▶ Set task
Retype, please, the listing from its opening line through the line that contains "const packageTypes = ['Dúo', 'Triple', 'Multijugador']", both included, without the pictures.
──────── Provided data ────────
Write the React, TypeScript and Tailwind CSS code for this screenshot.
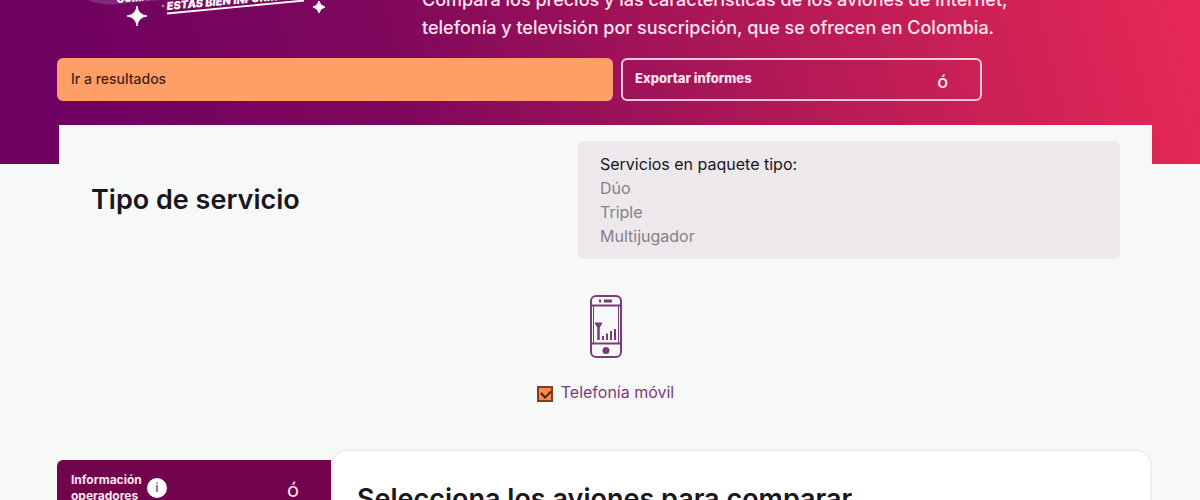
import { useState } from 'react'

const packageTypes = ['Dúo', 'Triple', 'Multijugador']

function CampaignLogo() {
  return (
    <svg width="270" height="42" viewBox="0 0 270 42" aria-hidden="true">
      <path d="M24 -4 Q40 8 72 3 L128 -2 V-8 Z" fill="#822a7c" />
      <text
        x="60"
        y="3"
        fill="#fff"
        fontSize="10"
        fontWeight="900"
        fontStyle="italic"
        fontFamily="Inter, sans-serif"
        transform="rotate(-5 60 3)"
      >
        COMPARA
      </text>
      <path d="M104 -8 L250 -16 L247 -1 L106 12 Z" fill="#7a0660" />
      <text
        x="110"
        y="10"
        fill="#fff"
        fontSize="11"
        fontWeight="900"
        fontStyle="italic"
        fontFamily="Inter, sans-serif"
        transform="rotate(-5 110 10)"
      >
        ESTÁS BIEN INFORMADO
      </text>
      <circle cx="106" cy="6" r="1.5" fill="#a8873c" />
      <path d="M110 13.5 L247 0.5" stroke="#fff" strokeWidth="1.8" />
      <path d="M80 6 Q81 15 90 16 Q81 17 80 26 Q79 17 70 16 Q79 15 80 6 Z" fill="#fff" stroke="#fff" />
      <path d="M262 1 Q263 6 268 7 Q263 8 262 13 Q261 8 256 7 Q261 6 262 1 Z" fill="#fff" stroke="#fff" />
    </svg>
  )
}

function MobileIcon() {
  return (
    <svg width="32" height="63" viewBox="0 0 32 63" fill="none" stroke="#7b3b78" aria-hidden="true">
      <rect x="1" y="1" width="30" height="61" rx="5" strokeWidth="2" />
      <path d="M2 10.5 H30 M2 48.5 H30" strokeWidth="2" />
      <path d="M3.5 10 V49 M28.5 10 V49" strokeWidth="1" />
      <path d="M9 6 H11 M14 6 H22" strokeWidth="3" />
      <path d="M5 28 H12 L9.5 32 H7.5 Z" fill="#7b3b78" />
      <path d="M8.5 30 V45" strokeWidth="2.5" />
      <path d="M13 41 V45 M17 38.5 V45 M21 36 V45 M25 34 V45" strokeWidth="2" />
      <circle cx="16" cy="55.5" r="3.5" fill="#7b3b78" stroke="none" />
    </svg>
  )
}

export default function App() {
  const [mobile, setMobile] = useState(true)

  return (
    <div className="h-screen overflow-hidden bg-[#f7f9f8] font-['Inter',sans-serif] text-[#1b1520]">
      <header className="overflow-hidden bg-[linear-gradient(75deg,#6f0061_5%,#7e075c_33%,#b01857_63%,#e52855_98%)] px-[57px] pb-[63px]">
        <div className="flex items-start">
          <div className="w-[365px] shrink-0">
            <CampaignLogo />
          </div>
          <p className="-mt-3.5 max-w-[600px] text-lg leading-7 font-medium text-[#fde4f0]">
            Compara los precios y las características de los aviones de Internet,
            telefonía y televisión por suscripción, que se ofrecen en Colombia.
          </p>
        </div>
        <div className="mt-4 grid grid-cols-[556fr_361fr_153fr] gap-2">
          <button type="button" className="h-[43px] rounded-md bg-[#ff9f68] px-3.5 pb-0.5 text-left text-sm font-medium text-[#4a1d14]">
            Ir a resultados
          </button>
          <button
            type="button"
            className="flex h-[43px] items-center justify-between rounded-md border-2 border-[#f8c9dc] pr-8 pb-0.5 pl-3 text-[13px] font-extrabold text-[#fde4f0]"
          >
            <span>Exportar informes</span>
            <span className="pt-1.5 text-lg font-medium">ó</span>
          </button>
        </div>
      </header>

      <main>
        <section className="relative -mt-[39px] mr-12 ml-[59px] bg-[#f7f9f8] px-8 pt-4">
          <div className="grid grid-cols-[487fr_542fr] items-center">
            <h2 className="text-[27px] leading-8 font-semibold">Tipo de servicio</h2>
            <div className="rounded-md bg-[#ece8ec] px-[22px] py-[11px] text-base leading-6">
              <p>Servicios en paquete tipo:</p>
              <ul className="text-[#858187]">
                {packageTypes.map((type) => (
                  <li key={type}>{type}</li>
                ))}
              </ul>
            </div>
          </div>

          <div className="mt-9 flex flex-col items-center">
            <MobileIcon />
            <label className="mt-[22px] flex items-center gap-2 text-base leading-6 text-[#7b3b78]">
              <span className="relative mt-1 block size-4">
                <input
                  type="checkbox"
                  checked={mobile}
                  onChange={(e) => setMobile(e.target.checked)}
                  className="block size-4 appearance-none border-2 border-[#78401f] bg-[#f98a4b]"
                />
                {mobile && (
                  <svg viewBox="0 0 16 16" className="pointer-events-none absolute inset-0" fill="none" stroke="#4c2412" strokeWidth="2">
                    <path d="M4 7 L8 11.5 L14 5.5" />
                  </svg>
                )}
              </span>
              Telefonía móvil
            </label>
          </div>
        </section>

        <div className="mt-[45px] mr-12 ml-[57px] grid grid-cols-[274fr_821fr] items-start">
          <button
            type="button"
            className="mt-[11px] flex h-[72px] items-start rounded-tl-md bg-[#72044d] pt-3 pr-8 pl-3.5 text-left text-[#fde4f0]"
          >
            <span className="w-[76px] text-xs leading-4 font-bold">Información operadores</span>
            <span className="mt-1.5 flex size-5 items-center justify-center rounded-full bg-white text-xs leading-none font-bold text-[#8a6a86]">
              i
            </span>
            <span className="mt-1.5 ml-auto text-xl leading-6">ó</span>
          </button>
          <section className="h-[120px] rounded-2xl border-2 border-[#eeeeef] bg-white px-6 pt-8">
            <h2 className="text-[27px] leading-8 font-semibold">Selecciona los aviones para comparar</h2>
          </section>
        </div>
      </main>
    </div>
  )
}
────────
▶ Reply
Write the React, TypeScript and Tailwind CSS code for this screenshot.
import { useState } from 'react'

const packageTypes = ['Dúo', 'Triple', 'Multijugador']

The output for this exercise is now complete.